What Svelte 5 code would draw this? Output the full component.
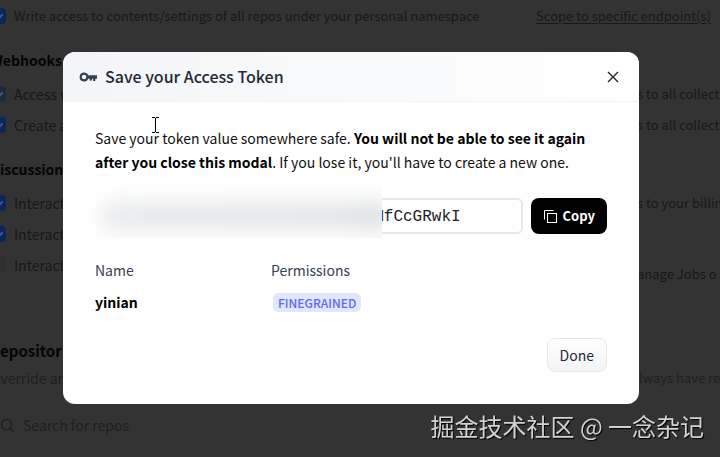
<script lang="ts">
	interface Scope {
		label: string;
		checked: boolean;
		muted?: boolean;
	}

	interface ScopeGroup {
		title: string;
		scopes: Scope[];
	}

	const groups: ScopeGroup[] = [
		{
			title: 'Webhooks',
			scopes: [
				{ label: 'Access w', checked: true, muted: true },
				{ label: 'Create a', checked: true }
			]
		},
		{
			title: 'Discussion',
			scopes: [
				{ label: 'Interact', checked: true },
				{ label: 'Interact', checked: true },
				{ label: 'Interact', checked: false }
			]
		}
	];

	const token = {
		name: 'yinian',
		permissions: 'FINEGRAINED',
		value: 'MfCcGRwkI'
	};

	let open = $state(true);

	function close() {
		open = false;
	}

	function copyToken() {
		navigator.clipboard?.writeText(token.value);
	}
</script>

<div class="page">
	<div class="top-row">
		<label class="scope">
			<input type="checkbox" checked />
			<span>Write access to contents/settings of all repos under your personal namespace</span>
		</label>
		<a class="endpoint-link" href="#endpoints">Scope to specific endpoint(s)</a>
	</div>

	<div class="columns">
		<div class="column">
			{#each groups as group}
				<section class="group">
					<h2>{group.title}</h2>
					{#each group.scopes as scope}
						<label class="scope">
							<input type="checkbox" checked={scope.checked} class:muted={scope.muted} />
							<span>{scope.label}</span>
						</label>
					{/each}
				</section>
			{/each}
		</div>
		<div class="column column-right">
			<p>s to all collect</p>
			<p>s to all collect</p>
			<p class="billing">s to your billin</p>
			<p class="jobs">anage Jobs o</p>
		</div>
	</div>

	<section class="repositories">
		<h2>Repositor</h2>
		<div class="description">
			<span>Override an</span>
			<span class="description-end">lways have re</span>
		</div>
		<div class="search">
			<svg viewBox="0 0 16 16" fill="none" stroke="currentColor" stroke-width="1.2">
				<circle cx="7" cy="7" r="5.5" />
				<path d="M11 11 15 15" />
			</svg>
			<input type="text" placeholder="Search for repos" aria-label="Search for repos" />
		</div>
	</section>
</div>

{#if open}
	<div class="backdrop">
		<div class="modal" role="dialog" aria-modal="true" aria-labelledby="modal-title">
			<header>
				<svg class="key-icon" viewBox="0 0 32 32" fill="currentColor">
					<path
						fill-rule="evenodd"
						d="M9 8a8 8 0 1 0 7.5 11H19v3h4v-3h2v4h4v-4h3v-6H16.500A8 8 0 0 0 9 8Zm0 4a4 4 0 1 1 0 8 4 4 0 0 1 0-8Z"
					/>
				</svg>
				<h1 id="modal-title">Save your Access Token</h1>
				<button class="close" aria-label="Close" onclick={close}>
					<svg viewBox="0 0 12 12" fill="none" stroke="currentColor" stroke-width="1.4">
						<path d="M1 1 11 11M11 1 1 11" />
					</svg>
				</button>
			</header>

			<div class="body">
				<p class="message">
					Save your token value somewhere safe. <strong
						>You will not be able to see it again after you close this modal</strong
					>. If you lose it, you'll have to create a new one.
				</p>

				<div class="token-row">
					<div class="token-field">
						<input type="text" readonly value={token.value} aria-label="Access token" />
						<div class="redaction"><div class="smudge"></div></div>
					</div>
					<button class="copy" onclick={copyToken}>
						<svg viewBox="0 0 13 13" fill="none" stroke="currentColor">
							<path d="M.5 9.500V.5H9.500" />
							<rect x="3.500" y="3.500" width="9" height="9" />
						</svg>
						Copy
					</button>
				</div>

				<dl>
					<div>
						<dt>Name</dt>
						<dd>{token.name}</dd>
					</div>
					<div>
						<dt>Permissions</dt>
						<dd><span class="badge">{token.permissions}</span></dd>
					</div>
				</dl>

				<footer>
					<button class="done" onclick={close}>Done</button>
				</footer>
			</div>

			<svg class="cursor" viewBox="0 0 7 16" fill="none" stroke="#000">
				<path d="M0 .5H3M4 .5H7M3.500 1V15M0 15.500H3M4 15.500H7" />
			</svg>
		</div>
	</div>
{/if}

<div class="watermark">掘金技术社区 @ 一念杂记</div>

<style>
	:global(body) {
		background: #333;
		overflow: hidden;
	}

	:global(#app) {
		font-family: 'Noto Sans CJK SC', 'Open Sans', sans-serif;
		font-size: 14px;
		line-height: 24px;
	}

	h1,
	h2,
	p,
	dl,
	dd {
		margin: 0;
	}

	button,
	input {
		font: inherit;
	}

	svg {
		display: block;
		flex: none;
	}

	.page {
		margin-left: -10px;
		padding-top: 4px;
		color: #161719;
		white-space: nowrap;
	}

	.page h2 {
		font-size: 15px;
		line-height: 24px;
		color: #040404;
	}

	.top-row {
		display: flex;
		justify-content: space-between;
		padding-right: 9px;
		font-size: 13px;
	}

	.endpoint-link {
		color: #161719;
		text-underline-offset: 2px;
	}

	.scope {
		display: flex;
		align-items: center;
		gap: 8px;
	}

	.scope input {
		appearance: none;
		flex: none;
		display: grid;
		place-items: center;
		width: 16px;
		height: 16px;
		margin: 0;
		border-radius: 4px;
		background: #303030;
	}

	.scope input:checked {
		background: #0b265e;
	}

	.scope input.muted {
		background: #1f2a42;
	}

	.scope input:checked::after {
		content: '';
		width: 7px;
		height: 3px;
		border: solid #4a5a7c;
		border-width: 0 0 2px 2px;
		transform: rotate(-45deg);
	}

	.columns {
		display: grid;
		grid-template-columns: 1fr 83px;
		padding-top: 20px;
	}

	.group {
		display: grid;
		gap: 7px;
		padding-bottom: 20px;
	}

	.page .group h2 {
		margin-bottom: 3px;
		font-size: 14px;
	}

	.column-right {
		display: grid;
		gap: 7px;
		align-content: start;
		padding-top: 34px;
		font-size: 13px;
		overflow: hidden;
	}

	.billing {
		margin-top: 47px;
	}

	.jobs {
		margin-top: 40px;
	}

	.repositories {
		display: grid;
		gap: 3px;
		padding-top: 42px;
	}

	.description {
		display: flex;
		justify-content: space-between;
		color: #1e1f21;
	}

	.description-end {
		width: 81px;
		font-size: 13px;
	}

	.search {
		display: flex;
		align-items: center;
		gap: 8px;
		margin-top: 20px;
		padding-left: 10px;
		color: #1a1b1d;
	}

	.search svg {
		width: 15px;
		height: 15px;
	}

	.search input {
		border: 0;
		padding: 0;
		background: none;
		outline: none;
	}

	.search input::placeholder {
		color: #1e1f21;
	}

	.backdrop {
		position: fixed;
		inset: 0;
		display: flex;
		align-items: center;
		justify-content: center;
		padding: 0 18px 1px 0;
	}

	.modal {
		position: relative;
		width: 100%;
		max-width: 576px;
		border-radius: 12px;
		background: #fff;
		color: #111;
		overflow: hidden;
	}

	header {
		display: flex;
		align-items: center;
		gap: 8px;
		padding: 12px 16px;
		border-bottom: 1px solid #f3f4f6;
		background: linear-gradient(to right, #f3f5f8, #fff);
		color: #1f2937;
	}

	h1 {
		flex: 1;
		font-size: 16px;
		line-height: 25px;
		font-weight: 500;
	}

	.key-icon {
		width: 18px;
		height: 18px;
		color: #374151;
	}

	.close {
		padding: 4px;
		border: 0;
		background: none;
		color: #222;
	}

	.close svg {
		width: 12px;
		height: 12px;
	}

	.body {
		padding: 24px 32px 32px;
	}

	strong {
		font-weight: 600;
		color: #000;
	}

	.token-row {
		display: flex;
		gap: 8px;
		margin-top: 24px;
	}

	.token-field {
		position: relative;
		flex: 1;
	}

	.token-field input {
		box-sizing: border-box;
		width: 100%;
		height: 36px;
		padding: 2px 60px 0 0;
		border: 2px solid #e5e7eb;
		border-radius: 6px;
		outline: none;
		font-family: 'Liberation Mono', monospace;
		font-size: 16px;
		text-align: right;
		color: #222;
	}

	.redaction {
		position: absolute;
		inset: -16px 141px -4px -16px;
		overflow: hidden;
		background: #fff;
	}

	.smudge {
		height: 28px;
		margin: 20px -8px 0 24px;
		background: linear-gradient(to right, #e8e9eb, #e4e6e8 80%, #dcdee1);
		filter: blur(10px);
	}

	.copy {
		display: flex;
		align-items: center;
		gap: 6px;
		height: 36px;
		padding: 0 12px 0 13px;
		border: 0;
		border-radius: 8px;
		background: #000;
		color: #fff;
		font-size: 13px;
		font-weight: 600;
	}

	.copy svg {
		width: 13px;
		height: 13px;
	}

	dl {
		display: grid;
		grid-template-columns: 176px 1fr;
		margin-top: 24px;
	}

	dt {
		color: #374151;
	}

	dd {
		margin-top: 8px;
		font-weight: 600;
		color: #000;
	}

	.badge {
		display: inline-block;
		margin-left: 2px;
		padding: 0 5px;
		border-radius: 5px;
		background: #e0e7ff;
		color: #6366f1;
		font-size: 12px;
		line-height: 19px;
		font-weight: 500;
	}

	footer {
		display: flex;
		justify-content: flex-end;
		margin-top: 24px;
	}

	.done {
		height: 34px;
		padding: 0 12px;
		border: 1px solid #e5e7eb;
		border-radius: 8px;
		background: linear-gradient(to bottom, #fff, #f3f4f6);
		color: #1f2937;
	}

	.cursor {
		position: absolute;
		left: 89px;
		top: 65px;
		width: 7px;
		height: 16px;
	}

	.watermark {
		position: fixed;
		right: 16px;
		bottom: 14px;
		color: #d2d2d2;
		font-size: 24px;
		line-height: 34px;
		text-shadow: 1px 1px 1px #000;
	}
</style>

+ + + + + + +

WHAT THE EXERCISE ASKS »
In the listing above, find each line with the word "this" and copy it.

RESULT »
What Svelte 5 code would draw this? Output the full component.
						>You will not be able to see it again after you close this modal</strong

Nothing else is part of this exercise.